======== Dataset records

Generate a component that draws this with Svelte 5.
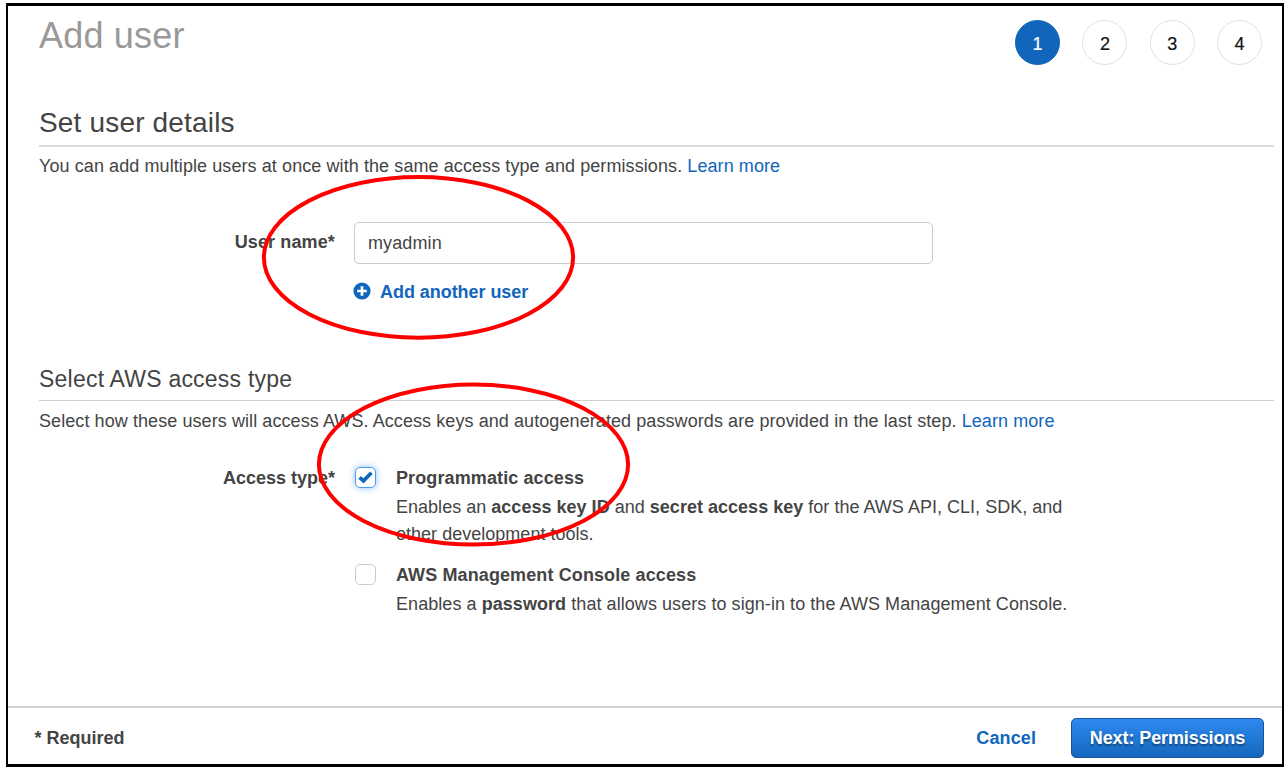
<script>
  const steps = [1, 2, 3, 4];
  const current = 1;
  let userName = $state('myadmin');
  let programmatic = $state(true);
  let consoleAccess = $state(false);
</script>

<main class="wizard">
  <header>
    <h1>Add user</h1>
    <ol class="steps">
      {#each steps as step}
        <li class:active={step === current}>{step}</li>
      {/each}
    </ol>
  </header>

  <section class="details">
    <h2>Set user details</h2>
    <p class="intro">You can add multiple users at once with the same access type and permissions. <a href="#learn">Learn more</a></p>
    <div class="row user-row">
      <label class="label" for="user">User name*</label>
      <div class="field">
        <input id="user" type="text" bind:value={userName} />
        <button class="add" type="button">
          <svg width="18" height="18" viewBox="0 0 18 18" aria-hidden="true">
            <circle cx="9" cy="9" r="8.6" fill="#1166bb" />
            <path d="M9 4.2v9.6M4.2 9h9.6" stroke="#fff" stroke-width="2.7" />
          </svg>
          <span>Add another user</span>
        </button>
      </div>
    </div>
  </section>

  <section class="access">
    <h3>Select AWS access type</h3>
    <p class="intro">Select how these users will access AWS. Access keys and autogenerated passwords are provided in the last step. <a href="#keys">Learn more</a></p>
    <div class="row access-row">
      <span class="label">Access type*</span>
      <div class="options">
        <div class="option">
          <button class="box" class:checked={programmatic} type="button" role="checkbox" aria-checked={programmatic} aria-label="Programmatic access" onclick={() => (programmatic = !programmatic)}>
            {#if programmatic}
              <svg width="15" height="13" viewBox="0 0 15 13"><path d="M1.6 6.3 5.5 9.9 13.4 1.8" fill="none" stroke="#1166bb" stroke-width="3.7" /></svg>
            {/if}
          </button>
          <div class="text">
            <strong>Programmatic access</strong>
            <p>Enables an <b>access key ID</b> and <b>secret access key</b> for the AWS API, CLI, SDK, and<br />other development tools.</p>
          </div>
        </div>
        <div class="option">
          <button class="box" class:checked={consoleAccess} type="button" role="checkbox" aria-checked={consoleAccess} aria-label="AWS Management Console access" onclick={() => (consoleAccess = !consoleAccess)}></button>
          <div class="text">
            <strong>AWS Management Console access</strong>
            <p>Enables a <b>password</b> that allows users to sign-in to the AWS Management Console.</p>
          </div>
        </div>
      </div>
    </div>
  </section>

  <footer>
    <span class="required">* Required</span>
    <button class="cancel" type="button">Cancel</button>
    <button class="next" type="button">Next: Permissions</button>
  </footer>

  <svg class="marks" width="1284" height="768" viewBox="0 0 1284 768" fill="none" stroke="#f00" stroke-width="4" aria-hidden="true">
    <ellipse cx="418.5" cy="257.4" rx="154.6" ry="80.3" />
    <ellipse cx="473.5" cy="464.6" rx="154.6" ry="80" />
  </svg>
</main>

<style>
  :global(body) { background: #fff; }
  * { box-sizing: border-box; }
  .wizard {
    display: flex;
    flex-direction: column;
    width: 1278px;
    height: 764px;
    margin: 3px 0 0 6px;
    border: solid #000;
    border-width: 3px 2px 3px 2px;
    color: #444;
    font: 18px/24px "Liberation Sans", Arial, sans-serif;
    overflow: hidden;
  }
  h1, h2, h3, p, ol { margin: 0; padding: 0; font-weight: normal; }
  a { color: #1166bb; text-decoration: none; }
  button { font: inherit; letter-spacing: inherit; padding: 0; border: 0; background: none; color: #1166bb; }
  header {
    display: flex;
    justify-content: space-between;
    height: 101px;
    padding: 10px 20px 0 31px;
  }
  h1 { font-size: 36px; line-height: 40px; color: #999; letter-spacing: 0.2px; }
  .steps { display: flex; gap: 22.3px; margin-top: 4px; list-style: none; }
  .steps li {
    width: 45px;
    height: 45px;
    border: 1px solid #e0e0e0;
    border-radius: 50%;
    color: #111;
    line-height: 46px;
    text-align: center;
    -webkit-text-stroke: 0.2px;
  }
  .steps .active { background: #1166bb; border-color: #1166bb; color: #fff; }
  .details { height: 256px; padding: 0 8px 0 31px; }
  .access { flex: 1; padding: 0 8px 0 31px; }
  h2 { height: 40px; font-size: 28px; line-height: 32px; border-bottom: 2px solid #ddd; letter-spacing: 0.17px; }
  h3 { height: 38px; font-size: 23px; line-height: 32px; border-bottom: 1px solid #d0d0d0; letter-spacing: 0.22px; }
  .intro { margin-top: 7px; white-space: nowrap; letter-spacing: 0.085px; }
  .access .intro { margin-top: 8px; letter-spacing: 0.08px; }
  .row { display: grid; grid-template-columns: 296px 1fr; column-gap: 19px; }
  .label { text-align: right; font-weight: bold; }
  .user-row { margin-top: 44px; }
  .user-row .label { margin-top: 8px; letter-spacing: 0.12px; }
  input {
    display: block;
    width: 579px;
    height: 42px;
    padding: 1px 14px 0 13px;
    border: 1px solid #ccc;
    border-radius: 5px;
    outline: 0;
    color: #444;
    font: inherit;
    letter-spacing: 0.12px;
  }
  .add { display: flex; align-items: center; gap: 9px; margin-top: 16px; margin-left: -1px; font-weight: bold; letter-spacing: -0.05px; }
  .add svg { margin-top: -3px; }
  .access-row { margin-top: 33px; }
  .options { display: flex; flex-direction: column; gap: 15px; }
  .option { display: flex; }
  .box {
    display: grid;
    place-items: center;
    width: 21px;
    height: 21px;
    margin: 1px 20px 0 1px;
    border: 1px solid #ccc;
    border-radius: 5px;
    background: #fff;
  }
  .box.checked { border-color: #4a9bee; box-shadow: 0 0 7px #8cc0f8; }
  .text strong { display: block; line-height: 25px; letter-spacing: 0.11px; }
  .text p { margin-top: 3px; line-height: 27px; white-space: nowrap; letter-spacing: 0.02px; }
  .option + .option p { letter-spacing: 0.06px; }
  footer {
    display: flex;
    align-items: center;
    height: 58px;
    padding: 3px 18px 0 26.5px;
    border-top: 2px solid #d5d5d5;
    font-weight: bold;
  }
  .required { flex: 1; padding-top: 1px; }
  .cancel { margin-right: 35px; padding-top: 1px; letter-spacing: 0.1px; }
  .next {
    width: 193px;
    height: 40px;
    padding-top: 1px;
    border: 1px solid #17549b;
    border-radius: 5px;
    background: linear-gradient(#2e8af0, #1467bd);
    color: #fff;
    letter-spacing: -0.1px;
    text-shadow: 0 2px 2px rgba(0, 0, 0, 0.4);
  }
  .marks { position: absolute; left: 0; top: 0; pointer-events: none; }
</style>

================
======== Dataset records

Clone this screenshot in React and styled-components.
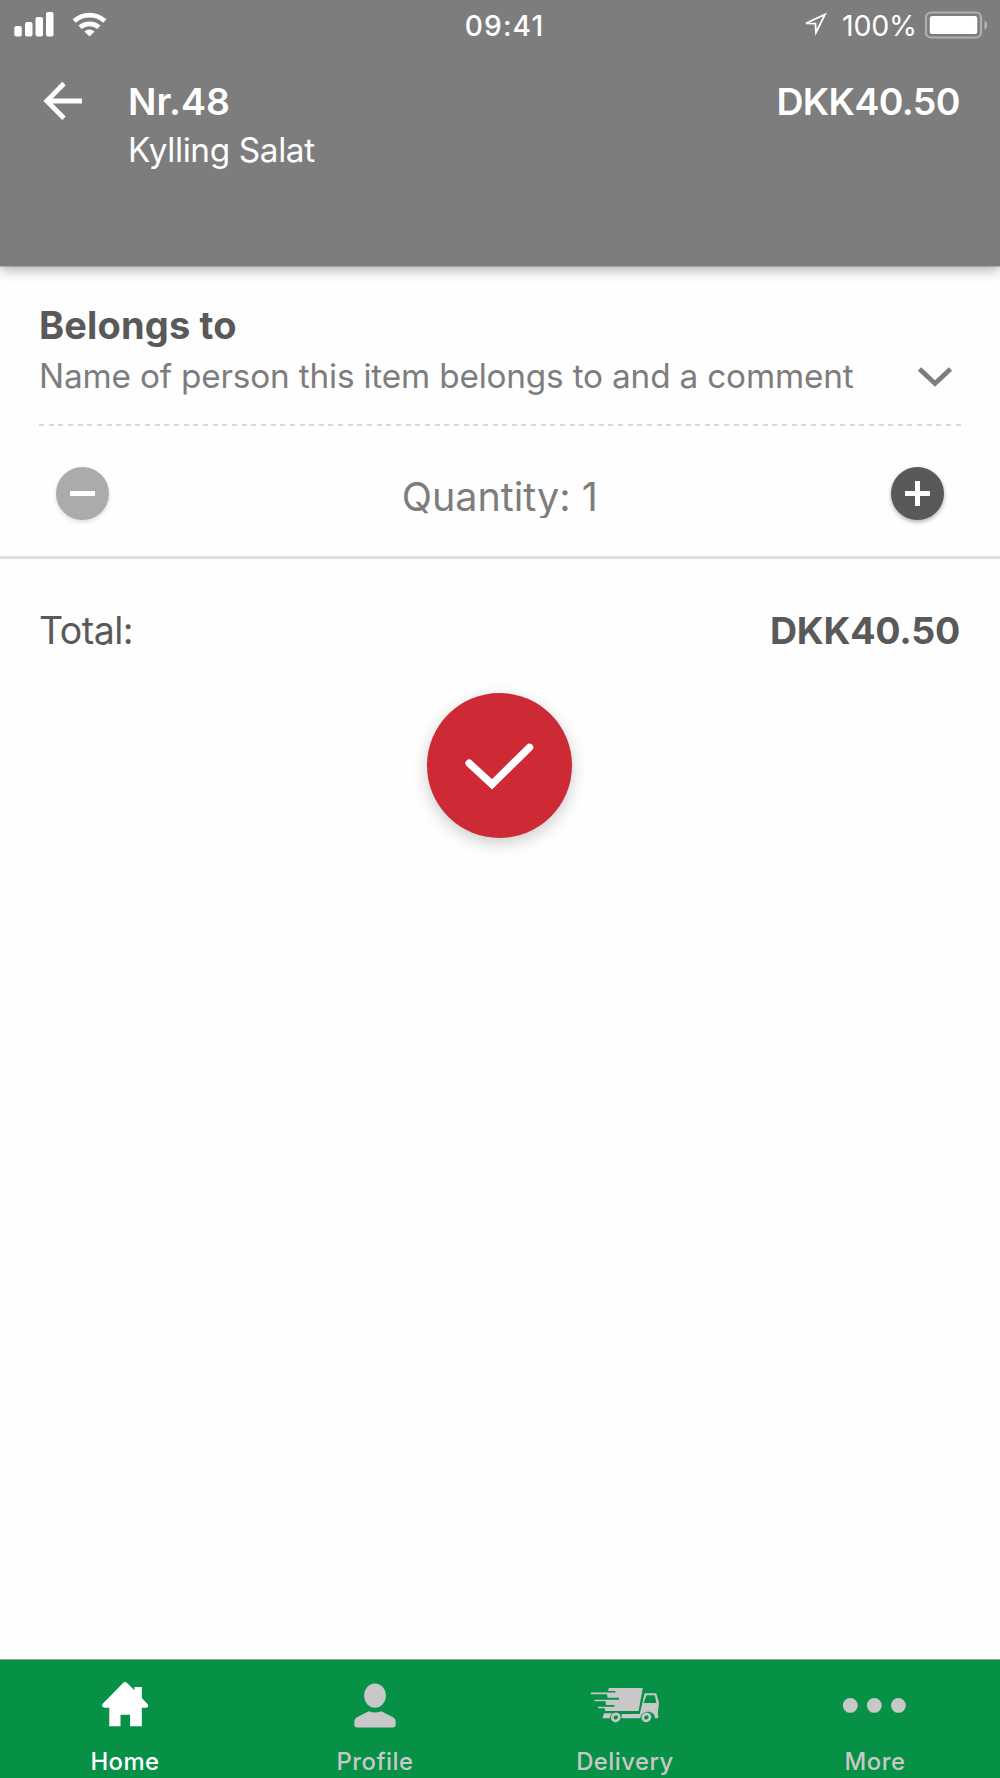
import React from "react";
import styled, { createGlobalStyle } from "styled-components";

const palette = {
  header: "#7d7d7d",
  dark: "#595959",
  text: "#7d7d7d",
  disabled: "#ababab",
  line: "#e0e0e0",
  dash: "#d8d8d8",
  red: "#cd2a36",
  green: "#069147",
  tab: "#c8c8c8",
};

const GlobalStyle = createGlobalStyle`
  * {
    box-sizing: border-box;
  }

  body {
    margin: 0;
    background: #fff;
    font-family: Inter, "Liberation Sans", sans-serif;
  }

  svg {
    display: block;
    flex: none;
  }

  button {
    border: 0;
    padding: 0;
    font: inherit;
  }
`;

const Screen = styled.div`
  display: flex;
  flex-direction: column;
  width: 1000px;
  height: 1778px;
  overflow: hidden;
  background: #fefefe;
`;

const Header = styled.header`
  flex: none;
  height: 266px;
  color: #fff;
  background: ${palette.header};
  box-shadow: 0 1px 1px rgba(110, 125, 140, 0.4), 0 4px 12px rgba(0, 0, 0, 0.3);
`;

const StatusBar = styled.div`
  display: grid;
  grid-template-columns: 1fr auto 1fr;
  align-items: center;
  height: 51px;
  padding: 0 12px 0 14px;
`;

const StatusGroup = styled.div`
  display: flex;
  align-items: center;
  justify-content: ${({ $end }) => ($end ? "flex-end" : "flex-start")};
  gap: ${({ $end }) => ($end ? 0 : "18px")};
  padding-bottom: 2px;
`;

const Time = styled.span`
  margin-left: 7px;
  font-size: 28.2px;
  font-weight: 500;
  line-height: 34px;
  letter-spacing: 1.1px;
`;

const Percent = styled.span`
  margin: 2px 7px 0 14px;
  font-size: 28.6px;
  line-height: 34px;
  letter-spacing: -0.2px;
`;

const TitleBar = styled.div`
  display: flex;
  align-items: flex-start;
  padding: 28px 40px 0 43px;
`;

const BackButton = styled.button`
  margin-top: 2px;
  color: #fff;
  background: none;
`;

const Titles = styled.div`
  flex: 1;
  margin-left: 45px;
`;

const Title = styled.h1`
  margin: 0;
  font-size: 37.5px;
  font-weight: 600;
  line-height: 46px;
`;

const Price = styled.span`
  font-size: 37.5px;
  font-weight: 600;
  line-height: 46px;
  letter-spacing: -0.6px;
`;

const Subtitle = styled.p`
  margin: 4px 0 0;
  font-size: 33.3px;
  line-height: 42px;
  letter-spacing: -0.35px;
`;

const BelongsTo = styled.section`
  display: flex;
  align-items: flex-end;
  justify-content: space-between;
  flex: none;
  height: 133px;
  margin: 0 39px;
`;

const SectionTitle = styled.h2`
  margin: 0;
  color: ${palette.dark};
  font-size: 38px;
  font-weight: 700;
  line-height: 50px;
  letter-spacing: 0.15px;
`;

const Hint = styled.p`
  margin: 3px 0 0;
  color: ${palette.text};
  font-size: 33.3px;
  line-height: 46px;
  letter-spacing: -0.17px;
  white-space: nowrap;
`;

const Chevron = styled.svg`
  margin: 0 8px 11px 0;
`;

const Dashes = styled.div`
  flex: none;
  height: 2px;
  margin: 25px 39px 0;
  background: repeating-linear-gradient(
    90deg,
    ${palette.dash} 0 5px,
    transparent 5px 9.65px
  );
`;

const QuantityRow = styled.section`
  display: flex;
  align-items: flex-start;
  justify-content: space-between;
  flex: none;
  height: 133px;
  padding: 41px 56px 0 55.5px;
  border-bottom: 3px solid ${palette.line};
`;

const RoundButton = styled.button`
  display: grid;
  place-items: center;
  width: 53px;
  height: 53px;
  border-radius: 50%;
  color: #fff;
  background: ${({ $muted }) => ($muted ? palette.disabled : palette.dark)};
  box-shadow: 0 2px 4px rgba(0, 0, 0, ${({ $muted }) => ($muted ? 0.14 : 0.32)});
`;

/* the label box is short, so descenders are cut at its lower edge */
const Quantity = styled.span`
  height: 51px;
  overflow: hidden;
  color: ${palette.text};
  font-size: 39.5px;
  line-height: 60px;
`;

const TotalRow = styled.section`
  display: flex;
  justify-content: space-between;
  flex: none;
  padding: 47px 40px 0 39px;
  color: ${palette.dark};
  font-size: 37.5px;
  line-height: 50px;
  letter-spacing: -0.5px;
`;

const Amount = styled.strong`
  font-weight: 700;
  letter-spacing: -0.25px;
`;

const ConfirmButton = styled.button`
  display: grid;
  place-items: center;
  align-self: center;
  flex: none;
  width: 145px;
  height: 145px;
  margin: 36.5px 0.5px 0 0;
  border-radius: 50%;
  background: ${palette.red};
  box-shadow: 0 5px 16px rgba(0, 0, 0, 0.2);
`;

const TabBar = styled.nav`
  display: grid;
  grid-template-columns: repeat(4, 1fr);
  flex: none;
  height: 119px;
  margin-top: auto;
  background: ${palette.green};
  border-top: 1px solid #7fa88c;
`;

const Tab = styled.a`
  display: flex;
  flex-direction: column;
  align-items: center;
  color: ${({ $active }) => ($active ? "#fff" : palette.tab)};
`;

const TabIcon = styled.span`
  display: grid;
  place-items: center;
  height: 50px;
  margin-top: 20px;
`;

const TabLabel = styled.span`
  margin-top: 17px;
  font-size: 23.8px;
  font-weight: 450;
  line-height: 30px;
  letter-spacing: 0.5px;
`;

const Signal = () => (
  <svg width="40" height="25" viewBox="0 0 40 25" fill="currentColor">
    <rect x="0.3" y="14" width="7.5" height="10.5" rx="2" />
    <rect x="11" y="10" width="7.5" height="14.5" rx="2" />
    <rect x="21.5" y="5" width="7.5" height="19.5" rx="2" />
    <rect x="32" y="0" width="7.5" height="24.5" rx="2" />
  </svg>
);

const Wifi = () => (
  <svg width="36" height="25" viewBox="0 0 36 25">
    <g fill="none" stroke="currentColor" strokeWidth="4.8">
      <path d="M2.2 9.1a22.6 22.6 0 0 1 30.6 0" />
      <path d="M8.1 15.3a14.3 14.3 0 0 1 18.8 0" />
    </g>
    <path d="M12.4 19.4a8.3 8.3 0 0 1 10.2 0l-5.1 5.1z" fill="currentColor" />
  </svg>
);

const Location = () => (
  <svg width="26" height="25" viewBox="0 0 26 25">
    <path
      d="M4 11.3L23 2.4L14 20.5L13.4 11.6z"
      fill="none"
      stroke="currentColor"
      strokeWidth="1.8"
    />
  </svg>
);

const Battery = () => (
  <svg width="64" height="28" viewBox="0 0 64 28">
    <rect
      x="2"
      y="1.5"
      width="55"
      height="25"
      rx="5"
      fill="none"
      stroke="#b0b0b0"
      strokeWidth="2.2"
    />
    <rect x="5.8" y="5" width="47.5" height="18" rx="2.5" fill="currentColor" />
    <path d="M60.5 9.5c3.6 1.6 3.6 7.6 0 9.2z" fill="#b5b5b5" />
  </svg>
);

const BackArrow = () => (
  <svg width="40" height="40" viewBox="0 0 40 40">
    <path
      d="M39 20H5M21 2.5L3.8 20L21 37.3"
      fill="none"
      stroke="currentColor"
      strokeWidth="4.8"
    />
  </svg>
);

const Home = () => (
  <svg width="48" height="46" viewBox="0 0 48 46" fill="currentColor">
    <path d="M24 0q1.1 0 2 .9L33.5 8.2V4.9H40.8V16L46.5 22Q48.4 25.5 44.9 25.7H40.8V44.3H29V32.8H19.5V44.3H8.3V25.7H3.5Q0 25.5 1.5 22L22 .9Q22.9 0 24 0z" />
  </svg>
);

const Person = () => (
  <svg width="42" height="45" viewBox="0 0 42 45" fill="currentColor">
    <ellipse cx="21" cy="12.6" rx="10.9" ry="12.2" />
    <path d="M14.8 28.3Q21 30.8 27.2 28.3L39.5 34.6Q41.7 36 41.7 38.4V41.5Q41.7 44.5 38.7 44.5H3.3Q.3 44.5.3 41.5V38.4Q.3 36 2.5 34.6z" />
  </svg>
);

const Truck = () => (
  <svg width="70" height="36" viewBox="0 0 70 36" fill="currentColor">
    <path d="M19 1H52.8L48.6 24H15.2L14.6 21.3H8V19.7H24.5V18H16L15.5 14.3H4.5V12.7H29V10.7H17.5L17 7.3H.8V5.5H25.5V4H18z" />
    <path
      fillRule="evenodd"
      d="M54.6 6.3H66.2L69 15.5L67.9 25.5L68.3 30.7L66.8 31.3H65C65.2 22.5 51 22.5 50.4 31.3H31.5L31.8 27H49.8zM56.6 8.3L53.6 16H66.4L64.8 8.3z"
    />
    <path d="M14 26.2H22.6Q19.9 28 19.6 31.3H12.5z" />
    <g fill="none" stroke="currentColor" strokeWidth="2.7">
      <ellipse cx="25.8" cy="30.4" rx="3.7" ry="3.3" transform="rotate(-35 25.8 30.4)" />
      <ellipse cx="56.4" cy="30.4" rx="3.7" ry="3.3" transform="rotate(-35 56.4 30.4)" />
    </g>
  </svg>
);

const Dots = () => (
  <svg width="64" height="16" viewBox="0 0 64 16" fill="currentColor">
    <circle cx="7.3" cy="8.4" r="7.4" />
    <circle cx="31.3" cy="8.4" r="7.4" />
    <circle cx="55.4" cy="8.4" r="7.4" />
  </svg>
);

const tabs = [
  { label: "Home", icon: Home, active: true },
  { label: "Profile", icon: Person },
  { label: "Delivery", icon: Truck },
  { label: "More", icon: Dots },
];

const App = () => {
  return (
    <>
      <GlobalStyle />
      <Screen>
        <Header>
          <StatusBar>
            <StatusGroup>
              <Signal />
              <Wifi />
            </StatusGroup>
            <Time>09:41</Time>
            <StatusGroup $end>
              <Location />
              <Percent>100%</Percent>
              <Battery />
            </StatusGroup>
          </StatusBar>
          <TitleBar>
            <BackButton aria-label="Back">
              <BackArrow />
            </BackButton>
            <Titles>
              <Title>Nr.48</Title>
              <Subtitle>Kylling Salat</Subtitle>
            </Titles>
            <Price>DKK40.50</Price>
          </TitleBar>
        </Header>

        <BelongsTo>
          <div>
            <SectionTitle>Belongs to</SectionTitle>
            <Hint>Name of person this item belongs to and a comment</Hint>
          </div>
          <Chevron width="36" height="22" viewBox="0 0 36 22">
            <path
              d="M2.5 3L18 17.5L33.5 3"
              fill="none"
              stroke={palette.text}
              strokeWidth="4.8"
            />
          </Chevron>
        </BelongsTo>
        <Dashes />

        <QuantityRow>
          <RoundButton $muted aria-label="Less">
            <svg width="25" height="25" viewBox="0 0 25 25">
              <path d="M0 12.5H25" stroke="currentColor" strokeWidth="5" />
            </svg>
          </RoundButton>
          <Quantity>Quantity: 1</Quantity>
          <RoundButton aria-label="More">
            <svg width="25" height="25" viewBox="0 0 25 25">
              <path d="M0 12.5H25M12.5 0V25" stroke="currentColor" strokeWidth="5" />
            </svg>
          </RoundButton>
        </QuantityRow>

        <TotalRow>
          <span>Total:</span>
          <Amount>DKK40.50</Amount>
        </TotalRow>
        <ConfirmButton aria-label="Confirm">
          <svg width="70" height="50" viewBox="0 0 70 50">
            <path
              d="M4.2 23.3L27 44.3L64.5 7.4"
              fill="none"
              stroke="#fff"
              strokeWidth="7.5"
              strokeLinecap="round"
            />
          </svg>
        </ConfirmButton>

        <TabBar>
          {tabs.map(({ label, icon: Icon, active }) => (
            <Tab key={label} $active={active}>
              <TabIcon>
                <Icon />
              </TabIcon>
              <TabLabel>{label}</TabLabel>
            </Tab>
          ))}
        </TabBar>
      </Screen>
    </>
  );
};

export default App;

================

» Task prompt: Make a copy of each line that contains the string "this".

» Full response:
Generate a component that draws this with Svelte 5.
Clone this screenshot in React and styled-components.
            <Hint>Name of person this item belongs to and a comment</Hint>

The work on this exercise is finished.